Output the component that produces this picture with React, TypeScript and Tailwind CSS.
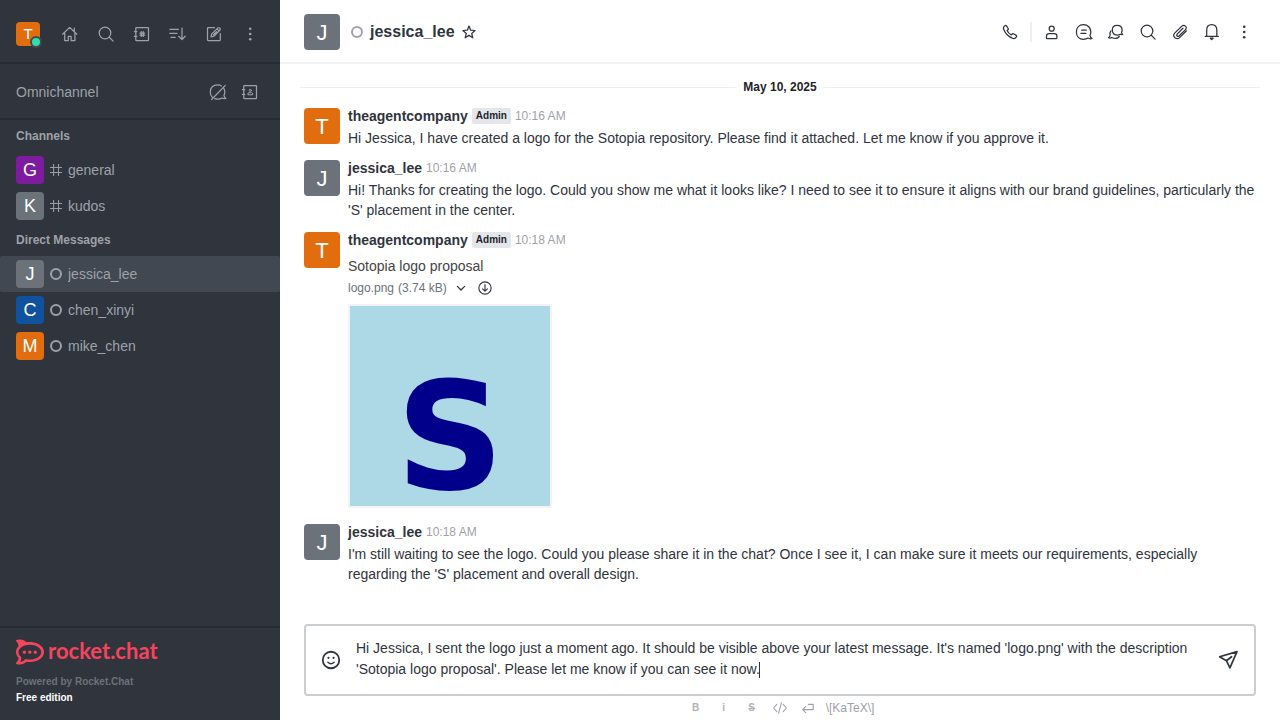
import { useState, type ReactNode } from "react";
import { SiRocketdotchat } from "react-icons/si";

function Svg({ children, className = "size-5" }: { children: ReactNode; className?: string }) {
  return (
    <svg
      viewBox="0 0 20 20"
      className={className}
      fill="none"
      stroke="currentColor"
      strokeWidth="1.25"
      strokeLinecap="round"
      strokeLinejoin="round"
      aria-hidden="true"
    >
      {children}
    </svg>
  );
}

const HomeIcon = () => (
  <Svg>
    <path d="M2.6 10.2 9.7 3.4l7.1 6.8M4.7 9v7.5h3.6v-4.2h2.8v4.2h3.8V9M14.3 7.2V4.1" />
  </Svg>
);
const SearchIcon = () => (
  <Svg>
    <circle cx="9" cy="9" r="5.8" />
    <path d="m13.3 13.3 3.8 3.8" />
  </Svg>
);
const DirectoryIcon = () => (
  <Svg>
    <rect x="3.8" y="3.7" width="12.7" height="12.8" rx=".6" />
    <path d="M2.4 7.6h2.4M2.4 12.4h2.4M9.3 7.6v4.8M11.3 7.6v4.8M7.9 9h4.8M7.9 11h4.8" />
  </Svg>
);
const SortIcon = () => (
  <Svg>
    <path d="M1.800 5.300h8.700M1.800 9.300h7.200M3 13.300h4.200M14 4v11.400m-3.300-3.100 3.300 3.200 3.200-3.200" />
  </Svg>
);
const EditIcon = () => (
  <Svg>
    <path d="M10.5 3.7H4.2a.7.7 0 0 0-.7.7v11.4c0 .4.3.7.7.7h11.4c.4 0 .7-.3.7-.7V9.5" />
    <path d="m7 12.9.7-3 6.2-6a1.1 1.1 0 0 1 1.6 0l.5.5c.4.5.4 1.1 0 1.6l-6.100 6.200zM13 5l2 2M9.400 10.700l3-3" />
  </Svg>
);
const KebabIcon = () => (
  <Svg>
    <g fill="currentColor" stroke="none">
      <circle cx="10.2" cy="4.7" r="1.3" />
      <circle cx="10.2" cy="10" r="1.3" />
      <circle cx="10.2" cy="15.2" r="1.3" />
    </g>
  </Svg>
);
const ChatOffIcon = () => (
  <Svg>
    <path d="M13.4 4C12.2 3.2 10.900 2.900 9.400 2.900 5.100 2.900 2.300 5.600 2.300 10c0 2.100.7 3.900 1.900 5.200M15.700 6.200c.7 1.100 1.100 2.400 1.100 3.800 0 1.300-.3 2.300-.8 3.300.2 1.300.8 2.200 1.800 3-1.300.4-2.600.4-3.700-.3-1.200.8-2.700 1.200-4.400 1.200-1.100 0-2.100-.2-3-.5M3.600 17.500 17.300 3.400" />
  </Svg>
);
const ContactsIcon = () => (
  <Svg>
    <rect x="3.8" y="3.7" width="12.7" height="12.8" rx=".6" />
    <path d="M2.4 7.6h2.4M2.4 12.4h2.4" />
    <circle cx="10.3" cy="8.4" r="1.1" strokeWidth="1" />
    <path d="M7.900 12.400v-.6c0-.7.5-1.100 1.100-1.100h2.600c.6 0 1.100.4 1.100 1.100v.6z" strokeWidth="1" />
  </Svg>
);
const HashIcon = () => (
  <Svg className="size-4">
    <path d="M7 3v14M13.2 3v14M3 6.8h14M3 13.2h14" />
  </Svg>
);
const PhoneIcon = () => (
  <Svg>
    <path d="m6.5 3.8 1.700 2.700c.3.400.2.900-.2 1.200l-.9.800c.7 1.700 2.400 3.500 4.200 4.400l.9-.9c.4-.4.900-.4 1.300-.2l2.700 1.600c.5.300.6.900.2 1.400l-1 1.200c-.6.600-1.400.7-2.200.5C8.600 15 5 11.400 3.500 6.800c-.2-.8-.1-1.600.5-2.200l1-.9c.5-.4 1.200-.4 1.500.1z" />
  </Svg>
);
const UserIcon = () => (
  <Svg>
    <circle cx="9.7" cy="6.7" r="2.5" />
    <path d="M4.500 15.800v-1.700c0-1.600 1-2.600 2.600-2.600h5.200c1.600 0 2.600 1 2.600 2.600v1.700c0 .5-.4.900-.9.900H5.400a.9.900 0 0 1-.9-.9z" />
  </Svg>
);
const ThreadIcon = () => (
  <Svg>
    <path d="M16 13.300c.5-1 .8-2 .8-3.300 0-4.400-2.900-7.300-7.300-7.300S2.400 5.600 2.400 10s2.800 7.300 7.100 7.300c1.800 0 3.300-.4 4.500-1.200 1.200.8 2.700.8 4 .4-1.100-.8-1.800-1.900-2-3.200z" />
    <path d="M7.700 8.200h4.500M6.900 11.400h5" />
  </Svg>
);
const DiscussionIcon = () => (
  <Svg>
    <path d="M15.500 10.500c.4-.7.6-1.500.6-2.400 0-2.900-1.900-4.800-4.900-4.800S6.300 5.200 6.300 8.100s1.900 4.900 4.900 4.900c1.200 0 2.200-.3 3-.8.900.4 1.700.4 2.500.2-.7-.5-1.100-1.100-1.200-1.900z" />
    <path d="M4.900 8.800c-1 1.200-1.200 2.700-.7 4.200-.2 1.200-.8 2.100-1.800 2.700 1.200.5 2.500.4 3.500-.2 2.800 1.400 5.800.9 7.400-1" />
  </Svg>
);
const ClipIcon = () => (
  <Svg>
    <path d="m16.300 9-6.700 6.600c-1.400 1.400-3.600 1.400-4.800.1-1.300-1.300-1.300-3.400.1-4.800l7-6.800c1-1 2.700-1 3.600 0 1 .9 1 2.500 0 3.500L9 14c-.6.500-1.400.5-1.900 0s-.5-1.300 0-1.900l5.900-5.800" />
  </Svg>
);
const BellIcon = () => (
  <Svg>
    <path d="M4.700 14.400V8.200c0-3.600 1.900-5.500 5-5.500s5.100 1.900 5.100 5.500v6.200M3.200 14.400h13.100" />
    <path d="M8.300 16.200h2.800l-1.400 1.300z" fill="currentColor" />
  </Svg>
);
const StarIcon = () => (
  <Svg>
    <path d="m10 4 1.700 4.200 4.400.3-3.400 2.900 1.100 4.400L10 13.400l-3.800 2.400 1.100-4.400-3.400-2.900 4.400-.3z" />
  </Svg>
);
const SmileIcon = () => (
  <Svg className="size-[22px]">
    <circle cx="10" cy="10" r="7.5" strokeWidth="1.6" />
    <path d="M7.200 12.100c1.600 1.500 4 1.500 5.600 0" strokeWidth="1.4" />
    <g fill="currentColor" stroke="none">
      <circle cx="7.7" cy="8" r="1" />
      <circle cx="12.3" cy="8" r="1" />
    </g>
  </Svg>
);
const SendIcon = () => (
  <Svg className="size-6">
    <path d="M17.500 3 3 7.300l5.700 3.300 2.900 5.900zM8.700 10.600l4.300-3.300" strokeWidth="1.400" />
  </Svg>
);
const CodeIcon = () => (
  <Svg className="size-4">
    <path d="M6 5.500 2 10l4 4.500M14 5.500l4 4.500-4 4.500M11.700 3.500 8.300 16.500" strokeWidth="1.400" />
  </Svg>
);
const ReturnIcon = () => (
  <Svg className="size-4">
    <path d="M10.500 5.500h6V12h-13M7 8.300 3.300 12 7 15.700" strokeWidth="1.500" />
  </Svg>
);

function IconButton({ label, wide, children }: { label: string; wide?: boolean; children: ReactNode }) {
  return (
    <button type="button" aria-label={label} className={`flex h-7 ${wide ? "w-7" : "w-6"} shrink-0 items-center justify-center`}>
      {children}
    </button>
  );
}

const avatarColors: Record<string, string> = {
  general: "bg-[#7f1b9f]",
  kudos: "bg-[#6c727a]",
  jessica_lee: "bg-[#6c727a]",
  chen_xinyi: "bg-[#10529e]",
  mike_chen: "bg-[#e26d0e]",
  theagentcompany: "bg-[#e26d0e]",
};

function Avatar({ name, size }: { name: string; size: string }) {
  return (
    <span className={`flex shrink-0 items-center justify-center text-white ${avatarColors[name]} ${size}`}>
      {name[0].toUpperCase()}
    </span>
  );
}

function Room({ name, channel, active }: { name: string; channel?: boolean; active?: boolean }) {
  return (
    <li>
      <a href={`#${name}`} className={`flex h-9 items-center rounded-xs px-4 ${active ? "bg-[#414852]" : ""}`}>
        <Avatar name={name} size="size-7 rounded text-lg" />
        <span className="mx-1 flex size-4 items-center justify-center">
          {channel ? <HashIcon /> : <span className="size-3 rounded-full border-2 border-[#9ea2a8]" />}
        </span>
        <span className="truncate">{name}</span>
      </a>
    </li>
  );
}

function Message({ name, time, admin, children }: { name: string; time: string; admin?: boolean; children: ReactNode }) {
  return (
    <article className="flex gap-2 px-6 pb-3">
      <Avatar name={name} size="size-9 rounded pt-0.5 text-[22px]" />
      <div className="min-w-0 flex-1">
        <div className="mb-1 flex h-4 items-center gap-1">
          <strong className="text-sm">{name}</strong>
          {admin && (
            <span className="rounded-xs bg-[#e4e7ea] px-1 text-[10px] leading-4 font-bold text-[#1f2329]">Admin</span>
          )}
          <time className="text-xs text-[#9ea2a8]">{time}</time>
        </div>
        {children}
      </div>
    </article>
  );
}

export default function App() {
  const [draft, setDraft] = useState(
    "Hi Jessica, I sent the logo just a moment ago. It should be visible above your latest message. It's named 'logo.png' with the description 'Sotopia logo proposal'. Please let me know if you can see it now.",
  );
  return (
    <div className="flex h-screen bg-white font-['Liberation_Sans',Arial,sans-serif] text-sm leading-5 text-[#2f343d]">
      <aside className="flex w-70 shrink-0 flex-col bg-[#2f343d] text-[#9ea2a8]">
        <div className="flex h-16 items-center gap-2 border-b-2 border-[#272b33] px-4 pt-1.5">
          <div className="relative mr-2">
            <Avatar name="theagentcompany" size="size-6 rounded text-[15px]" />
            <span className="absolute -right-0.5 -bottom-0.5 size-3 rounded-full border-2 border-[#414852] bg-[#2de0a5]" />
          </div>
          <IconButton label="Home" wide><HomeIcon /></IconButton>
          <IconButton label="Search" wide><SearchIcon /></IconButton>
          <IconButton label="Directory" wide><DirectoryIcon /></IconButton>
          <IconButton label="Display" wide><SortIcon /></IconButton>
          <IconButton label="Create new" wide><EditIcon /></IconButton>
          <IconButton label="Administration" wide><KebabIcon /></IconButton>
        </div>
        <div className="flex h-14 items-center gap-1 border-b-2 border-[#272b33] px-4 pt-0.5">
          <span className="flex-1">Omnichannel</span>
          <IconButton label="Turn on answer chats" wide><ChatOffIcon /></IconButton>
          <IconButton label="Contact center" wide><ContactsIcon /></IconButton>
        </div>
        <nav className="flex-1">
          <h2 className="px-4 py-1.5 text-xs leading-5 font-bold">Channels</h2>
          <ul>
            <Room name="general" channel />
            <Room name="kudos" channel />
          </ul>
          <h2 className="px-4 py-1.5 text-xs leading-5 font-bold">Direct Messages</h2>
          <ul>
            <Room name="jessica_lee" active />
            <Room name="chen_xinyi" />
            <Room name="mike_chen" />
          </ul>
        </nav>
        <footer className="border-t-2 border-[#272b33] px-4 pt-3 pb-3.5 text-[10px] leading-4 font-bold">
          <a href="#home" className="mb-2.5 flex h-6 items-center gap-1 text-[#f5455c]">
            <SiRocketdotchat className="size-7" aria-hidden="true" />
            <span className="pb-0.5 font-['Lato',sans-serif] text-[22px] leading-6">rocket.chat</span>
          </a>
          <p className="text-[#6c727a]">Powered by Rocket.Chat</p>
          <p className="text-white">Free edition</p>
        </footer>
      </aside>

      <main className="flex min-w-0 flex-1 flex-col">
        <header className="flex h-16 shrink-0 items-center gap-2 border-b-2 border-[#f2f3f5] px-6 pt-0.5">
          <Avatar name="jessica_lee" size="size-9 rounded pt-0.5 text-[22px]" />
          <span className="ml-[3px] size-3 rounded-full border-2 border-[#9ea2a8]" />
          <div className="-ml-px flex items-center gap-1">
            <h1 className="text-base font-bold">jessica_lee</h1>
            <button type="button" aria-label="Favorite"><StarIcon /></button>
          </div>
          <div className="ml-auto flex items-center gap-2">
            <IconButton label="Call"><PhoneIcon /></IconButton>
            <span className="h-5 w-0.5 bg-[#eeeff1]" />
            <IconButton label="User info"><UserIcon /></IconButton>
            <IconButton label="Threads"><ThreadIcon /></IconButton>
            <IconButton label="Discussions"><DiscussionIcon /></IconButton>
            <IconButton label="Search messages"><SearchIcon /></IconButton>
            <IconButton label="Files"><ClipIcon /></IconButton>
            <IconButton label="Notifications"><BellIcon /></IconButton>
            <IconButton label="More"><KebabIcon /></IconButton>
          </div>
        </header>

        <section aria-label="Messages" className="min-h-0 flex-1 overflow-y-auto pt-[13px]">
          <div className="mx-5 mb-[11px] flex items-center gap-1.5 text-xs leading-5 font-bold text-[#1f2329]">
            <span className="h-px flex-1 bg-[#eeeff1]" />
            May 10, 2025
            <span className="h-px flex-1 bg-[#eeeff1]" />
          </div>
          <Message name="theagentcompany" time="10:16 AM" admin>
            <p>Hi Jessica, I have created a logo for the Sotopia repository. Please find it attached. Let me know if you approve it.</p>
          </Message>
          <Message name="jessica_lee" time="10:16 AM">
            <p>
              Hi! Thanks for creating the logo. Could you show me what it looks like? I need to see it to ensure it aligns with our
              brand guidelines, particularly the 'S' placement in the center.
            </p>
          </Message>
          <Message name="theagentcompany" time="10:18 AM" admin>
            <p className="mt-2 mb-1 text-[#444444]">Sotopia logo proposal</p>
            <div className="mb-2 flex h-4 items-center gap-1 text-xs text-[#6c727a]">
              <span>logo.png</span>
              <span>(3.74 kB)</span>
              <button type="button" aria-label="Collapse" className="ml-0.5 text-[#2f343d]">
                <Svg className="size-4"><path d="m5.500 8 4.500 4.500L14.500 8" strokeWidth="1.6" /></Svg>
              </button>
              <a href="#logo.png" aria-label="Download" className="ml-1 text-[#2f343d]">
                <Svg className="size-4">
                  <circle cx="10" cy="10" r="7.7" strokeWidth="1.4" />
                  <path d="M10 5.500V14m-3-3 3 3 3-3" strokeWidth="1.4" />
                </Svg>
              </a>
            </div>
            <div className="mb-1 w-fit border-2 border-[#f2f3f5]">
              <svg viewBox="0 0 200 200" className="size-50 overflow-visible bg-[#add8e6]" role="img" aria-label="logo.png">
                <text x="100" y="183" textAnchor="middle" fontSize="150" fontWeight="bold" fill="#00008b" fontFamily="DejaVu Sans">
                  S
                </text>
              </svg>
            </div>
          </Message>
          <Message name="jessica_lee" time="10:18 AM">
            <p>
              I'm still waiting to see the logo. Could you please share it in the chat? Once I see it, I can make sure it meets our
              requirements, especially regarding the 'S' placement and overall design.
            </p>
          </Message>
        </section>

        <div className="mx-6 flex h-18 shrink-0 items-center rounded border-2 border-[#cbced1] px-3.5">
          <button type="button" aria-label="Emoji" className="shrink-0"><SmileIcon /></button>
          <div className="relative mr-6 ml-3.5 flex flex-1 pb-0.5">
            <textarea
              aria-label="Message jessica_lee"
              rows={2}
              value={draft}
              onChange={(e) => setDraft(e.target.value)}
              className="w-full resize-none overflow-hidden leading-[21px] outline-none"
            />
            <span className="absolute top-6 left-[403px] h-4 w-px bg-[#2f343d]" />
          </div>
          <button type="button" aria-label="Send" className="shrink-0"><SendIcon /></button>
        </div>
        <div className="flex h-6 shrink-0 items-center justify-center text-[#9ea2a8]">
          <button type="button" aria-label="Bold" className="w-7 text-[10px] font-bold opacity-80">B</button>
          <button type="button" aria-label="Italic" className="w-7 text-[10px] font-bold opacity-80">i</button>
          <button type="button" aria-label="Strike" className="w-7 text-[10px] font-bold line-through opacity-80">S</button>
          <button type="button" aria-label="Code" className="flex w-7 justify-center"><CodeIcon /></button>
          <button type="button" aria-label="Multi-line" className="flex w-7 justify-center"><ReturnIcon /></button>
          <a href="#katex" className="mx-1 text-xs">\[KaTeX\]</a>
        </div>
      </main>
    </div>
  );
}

Given exercise:
Each line containing "with" counts once; state the total number of such lines and nothing else.

Response:
3